Letters To The Editor


March 31, 2003

Working with Sen. Moynihan was a privilege

I am writing in response to the article on the passing of Daniel Patrick Moynihan ("Former Sen. Daniel P. Moynihan, 76, dies," March 27).

In the spring of 1990, I was hired to serve on Senator Moynihan's staff as assistant to his chief of staff, Paul Brown. During the interview process, Mr. Brown told me not to be intimidated when I first met the senator because 1) he is smarter than all of us, and 2) being from Baltimore and not having a Harvard degree (mine was from the College of Notre Dame of Maryland), my chances of being hired were slim to none. Well, I was hired and couldn't contain myself to know that I was working for one of the greatest senators, who was on the forefront of international issues.

I worked many long hours with him, being placed in his outer sanctum, alongside his chief of staff and executive secretary. Somehow I always got the Saturday shift when Mr. Moynihan needed someone to work with him while he did his writing on an antique typewriter. I didn't mind working Saturdays because often it was just him and me. What an education I received from working with him that money could not buy!

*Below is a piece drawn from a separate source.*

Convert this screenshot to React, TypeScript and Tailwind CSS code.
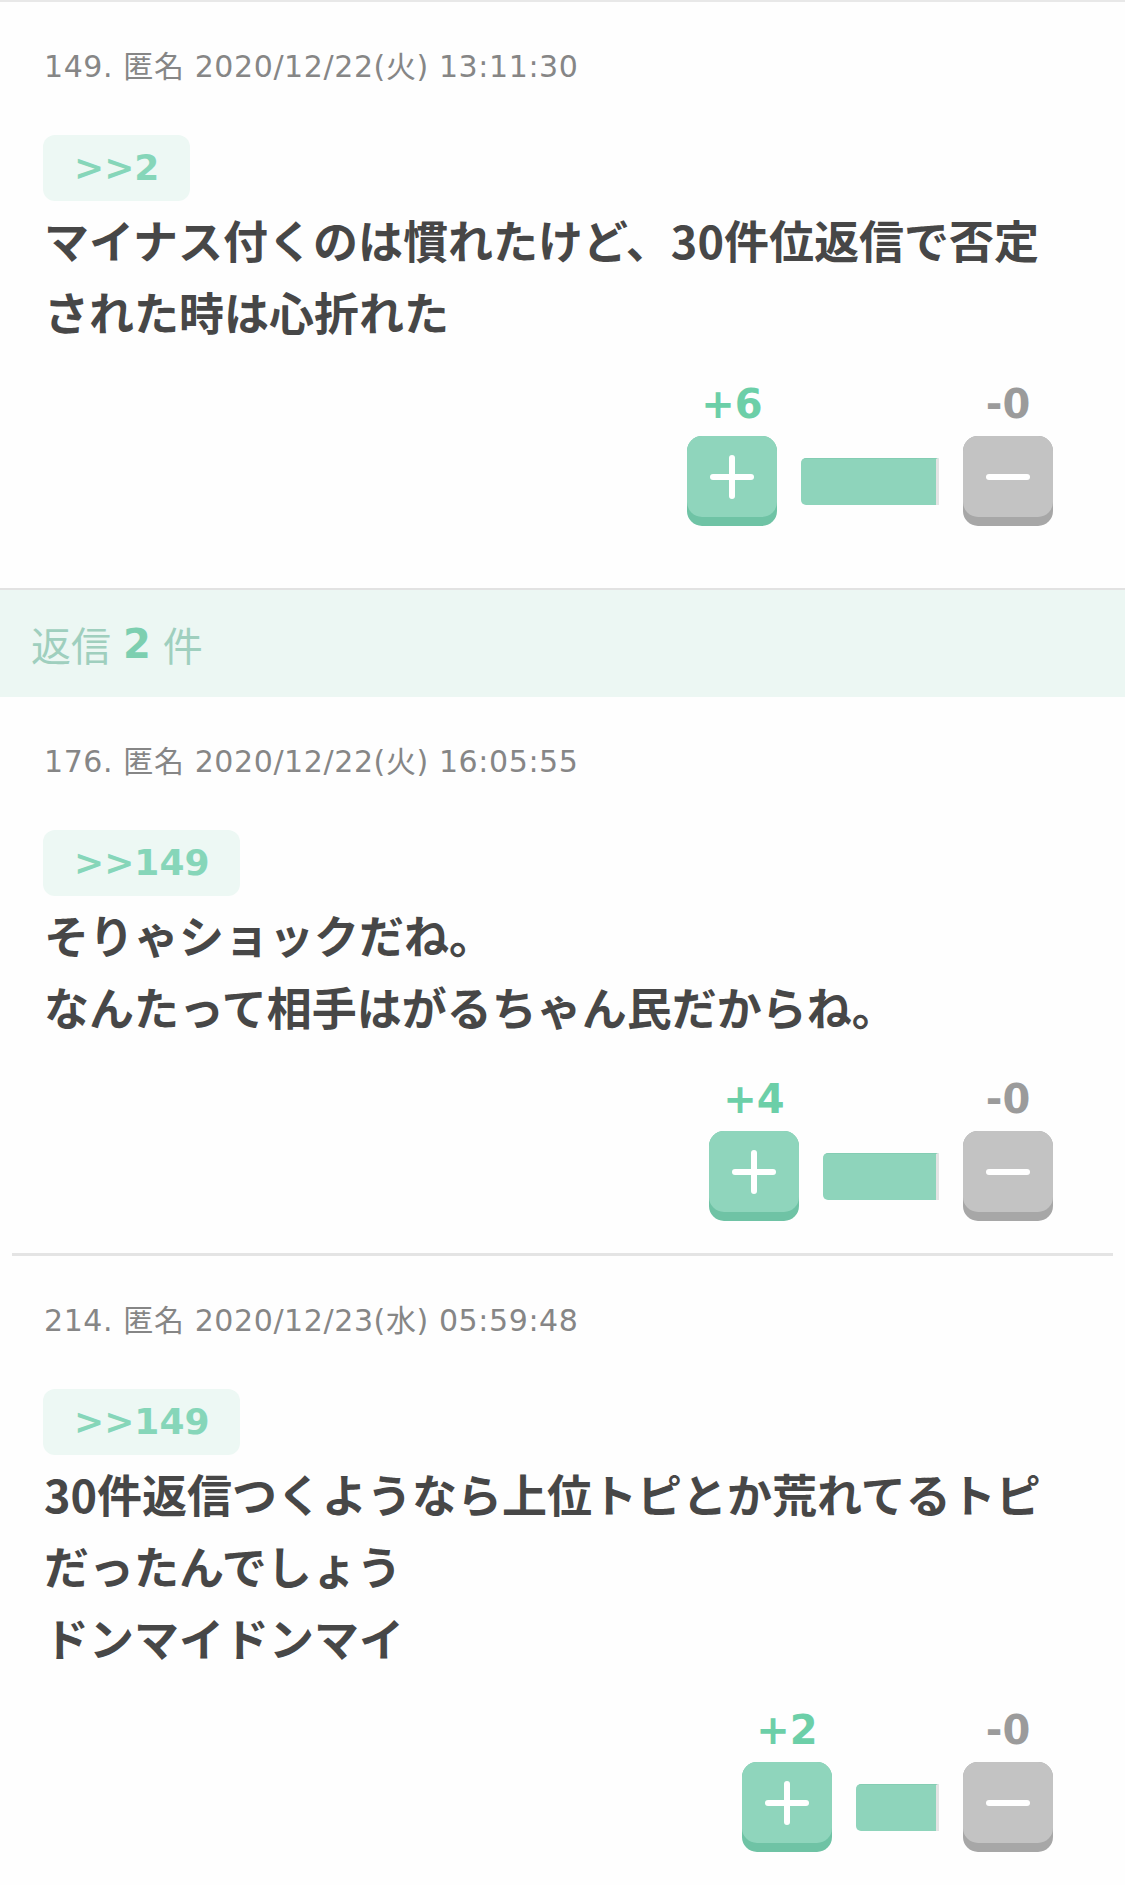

One Saturday in November 1990, when it was just Mr. Moynihan, his legislative assistant on foreign relations, and me in his office, the phone rang. I picked it up and a man asked to speak to "Pat" about his thoughts on whether the United States should continue economic sanctions against Iraq. As was appropriate, I asked, "Who can I tell the senator is calling?" The man said, "My name is George." And of course, I had to ask, "George who?" Well, George was the 41st president of the United States.

I may have just been a girl from Baltimore, with no Harvard degree and with a slim chance of being hired, but what an honor and privilege it was to work with Senator Moynihan.

Ingrid V. Mitchem

Washington, D.C.

Sign's message is lost on thief

Someone took the sign from my lawn. The sign said, "War is Not the Answer."

My sign didn't say, "I Love Saddam," because I don't. It didn't say, "I Don't Support our Troops," because I do. It didn't say, "Dictators and Weapons of Mass Destruction are Great," because they are not.

My sign expressed my belief, which is shared by many, that war represents a failure of imagination. It said that war and violence need not be a never-ending cycle, and that we can and must develop and apply alternative methods of conflict resolution. My sign expressed my belief that war is no more an inevitable element of the human condition than slavery or cannibalism were once thought to be. My sign expressed the belief that mankind can change, grow and progress.

It will take a nation of unparalleled strength, resolve, patience, intelligence and faith to begin this historic change. I believe that the United States can be that nation, and that now can be that historic time.

War is not the answer.

We can do better.

Mac Nachlas


The truth: Bush took the right steps

Jules Witcover is right in his column "Truth is first casualty," (Opinion * Commentary, March 26).

He accused President Bush of "nose-thumbing derogation of the international body," referring, of course, to the United Nations. Seems to me this actually applies to President Clinton when he didn't regard the United Nations as worth any serious diplomatic effort before he intervened in the Balkans. Conversely, President Bush personally initiated a six-month diplomatic attempt to push the United Nations toward relevance by standing behind its own resolutions. As we now know, this was doomed from the beginning by the duplicity of the French and others who took cover behind their leadership. Peace was not their agenda; their real purpose was protecting their economic interests, covering their violation of U.N. sanctions, and checking U.S. power. Certainly, building credibility for the U.N. was not on their radar scope.

There are times when you do what is right, regardless of how many oppose your position - especially when their approach has been historically discredited without exception.

W. D. Sauerwein


Blocking `Exile' is blockheaded move

Let's see if I've got this straight. I read that state Sen. Brian E. Frosh, chairman of the Judicial Proceedings Committee, was blocking passage of Project Exile legislation, a proven deterrent to gun violence, because the bill didn't contain a panoply of other gun control measures that have been proven not to work ("Committee leader stalls firearms bills," March 28).

Is he afraid Project Exile will show up all the ineffective and burdensome gun legislation of the past? Now who is siding with the criminals?

Phillip W. Worrall


Medical marijuana opponents misguided

It is sad to see White House drug czar John P. Walters continuing to spread misinformation about medical marijuana ("National drug czar, Cummings against marijuana bill," March 25). It is even sadder to see local representatives such as Rep. Elijah E. Cummings being taken in by Mr. Walters' deceptions.